Whereas the U.S. chose to wage a brutal, high-tech war of vengeance against lightly armed surrogate enemies in Iraq in response to our single day of national horror, Mandela and his compatriots emerged from the half-century-long hell of apartheid determined to forgive their enemies and heal South Africa’s wounds, not inflict new ones.

Was our grievance so much greater?

Such are the questions that began to push at me as I read Paul Loeb’s new book, “The Impossible Will Take a Little While” (Basic Books). Not only is this anthology of essays and poetry “A Citizen’s Guide to Hope in a Time of Fear,” as it is subtitled, it is also, I can attest, a decent source of sustenance and fresh air amid the rhetorical gas leak of the Republican National Convention.

Reading it during this particular week certainly put the book’s purpose to a test: to “inspire people to keep on and persist.”

“The writers assembled here,” Loeb writes in the introduction, “have helped me maintain the belief that striving for a more human world is worth the effort. Again and again, they’ve satisfied my hunger for hope.”

This is a book for the ravenous, and it delivers with a broad and international array of writers, celebrated and unknown. My suggestion, however, is not to read the book passively, expecting inspiration on a platter. Read it with anger, even desperation — read it in your own personal crucible of frustration over 9/11, the war in Iraq, the war in Afghanistan, humanity’s spreading infection of violence and hate.

It is in this crucible, I believe, that Mandela’s words, and those of the other writers, whose wisdom is born of suffering and struggle, begin to glow. Hope becomes a vision of a humane future that is already under way, its infrastructure partially in place: Love thy enemy. Do unto others as you would have them do unto you. Stand up for what’s right. Revere life.

Such principles have practical application. Renewing one’s sense of this, in the ambiguous and murky reality of everyday life, is what hope is all about.

So Mandela stuns us with his humanity, which ripened in his long, hard imprisonment, and did not turn to bitterness. He practiced running a country by winning over his Afrikaner jailers — standing up to them, yes, but also patiently talking to them, undoing their prejudices. As I read his account, I felt my own small grievances against life fall away. Idealism plus courage equals history.

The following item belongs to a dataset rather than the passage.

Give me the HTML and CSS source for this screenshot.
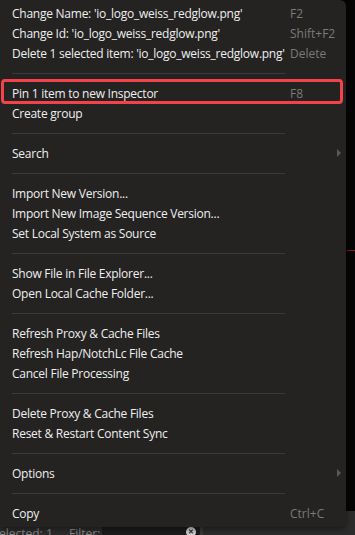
FILE: index.html
```html
<!DOCTYPE html>
<html>
<head>
<meta charset="utf-8">
<link rel="stylesheet" href="styles.css">
</head>
<body>
<div class="app">
  <div class="workspace">
    <div class="redline"></div>
  </div>
  <div class="statusbar">
    <span class="sel">elected: 1</span>
    <span class="filter">Filter:</span>
    <span class="input"><span class="clear">✕</span></span>
  </div>

  <div class="menu">
    <div class="item"><span class="label">Change Name: 'io_logo_weiss_redglow.png'</span><span class="key">F2</span></div>
    <div class="item"><span class="label">Change Id: 'io_logo_weiss_redglow.png'</span><span class="key">Shift+F2</span></div>
    <div class="item"><span class="label">Delete 1 selected item: 'io_logo_weiss_redglow.png'</span><span class="key">Delete</span></div>
    <div class="sep"></div>
    <div class="item highlighted"><span class="label">Pin 1 item to new Inspector</span><span class="key">F8</span></div>
    <div class="item"><span class="label">Create group</span></div>
    <div class="sep"></div>
    <div class="item"><span class="label">Search</span><span class="arrow"></span></div>
    <div class="sep"></div>
    <div class="item"><span class="label">Import New Version...</span></div>
    <div class="item"><span class="label">Import New Image Sequence Version...</span></div>
    <div class="item"><span class="label">Set Local System as Source</span></div>
    <div class="sep"></div>
    <div class="item"><span class="label">Show File in File Explorer...</span></div>
    <div class="item"><span class="label">Open Local Cache Folder...</span></div>
    <div class="sep"></div>
    <div class="item"><span class="label">Refresh Proxy &amp; Cache Files</span></div>
    <div class="item"><span class="label">Refresh Hap/NotchLc File Cache</span></div>
    <div class="item"><span class="label">Cancel File Processing</span></div>
    <div class="sep"></div>
    <div class="item"><span class="label">Delete Proxy &amp; Cache Files</span></div>
    <div class="item"><span class="label">Reset &amp; Restart Content Sync</span></div>
    <div class="sep"></div>
    <div class="item"><span class="label">Options</span><span class="arrow"></span></div>
    <div class="sep"></div>
    <div class="item"><span class="label">Copy</span><span class="key">Ctrl+C</span></div>
  </div>
</div>
</body>
</html>
```

FILE: styles.css
```css
html, body {
  margin: 0;
  padding: 0;
  background: #000;
  width: 355px;
  height: 535px;
  overflow: hidden;
}

.app {
  position: relative;
  width: 355px;
  height: 535px;
  display: flex;
  flex-direction: column;
  font-family: "Open Sans", "Noto Sans", sans-serif;
}

.workspace {
  height: 511px;
  background: #050505;
  position: relative;
}

.redline {
  position: absolute;
  left: 347px;
  top: 250px;
  width: 8px;
  height: 1px;
  background: #8a1a1a;
}

.statusbar {
  flex: 1;
  background: #2c2c2c;
  display: flex;
  align-items: flex-end;
  font-size: 12px;
  color: #8a8a8a;
  line-height: 14px;
  margin-bottom: -6px;
}

.sel { margin-left: -1px; width: 70px; }
.filter { width: 33px; }
.input {
  width: 98px;
  height: 14px;
  background: #1c1c1c;
  position: relative;
  border-right: 3px solid #3a3a3a;
}
.clear {
  position: absolute;
  right: 4px;
  top: 0;
  width: 10px;
  height: 10px;
  border-radius: 50%;
  background: #d0d0d0;
  color: #2c2c2c;
  font-size: 7px;
  line-height: 10px;
  text-align: center;
  font-weight: bold;
}

.menu {
  position: absolute;
  left: 0;
  top: 0;
  width: 346px;
  box-sizing: border-box;
  padding: 3px 0 4px 0;
  background: #242322;
  border-radius: 0 6px 6px 0;
  box-shadow: 0 2px 6px rgba(0,0,0,0.5);
}

.item {
  position: relative;
  height: 20px;
  display: grid;
  grid-template-columns: 278px 1fr;
  align-items: center;
  padding-left: 12px;
  font-size: 12px;
  letter-spacing: -0.25px;
  color: #efefef;
  white-space: nowrap;
}

.key {
  color: #7a7a7a;
  letter-spacing: 0;
}

.highlighted::after {
  content: "";
  position: absolute;
  left: 1px;
  right: 3px;
  top: -4px;
  bottom: -1px;
  border: 3px solid #f2434a;
  border-radius: 4px;
}

.arrow {
  position: absolute;
  right: 5px;
  top: 6px;
  width: 0;
  height: 0;
  border-top: 4px solid transparent;
  border-bottom: 4px solid transparent;
  border-left: 4px solid #5a5958;
}

.sep {
  height: 20px;
  display: flex;
  align-items: center;
  padding: 0 61px 0 12px;
}
.sep::before {
  content: "";
  flex: 1;
  height: 1px;
  background: #3b3a39;
}
```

Alice Walker, in her essay called “Only Justice Can Stop a Curse,” dissects the rage and humiliation of the oppressed and notes that the “curse” in an ancient invocation — “by a person who would readily, almost happily, commit suicide, if it meant her enemies would also die” — is coming to pass. It’s called terrorism.

She talks about her own temptation to succumb to the curse-prayer: as a black woman, a veteran of the harrowing voter-registration drives in the Deep South in the mid-’60s, when intimidation was the norm and murder had official sanction. “We knew no one in white America paid the slightest attention to the deaths of such as us.”

But like Mandela, like every essayist in Loeb’s book, she transcends this temptation: “I have learned to accept the fact that we risk disappointment, disillusionment, even despair, every time we act. Every time we decide to believe the world can be better. Every time we decide to trust others to be as noble as we think they are. And that there might be years during which our grief is equal to, or even greater than, our hope. The alternative, however, not to act, and therefore to miss experiencing other people at their best, reaching toward their fullness, has never appealed to me.

“Only justice can stop a curse.”

Hope is believing we will one day hear an American president mobilizing the country with such words.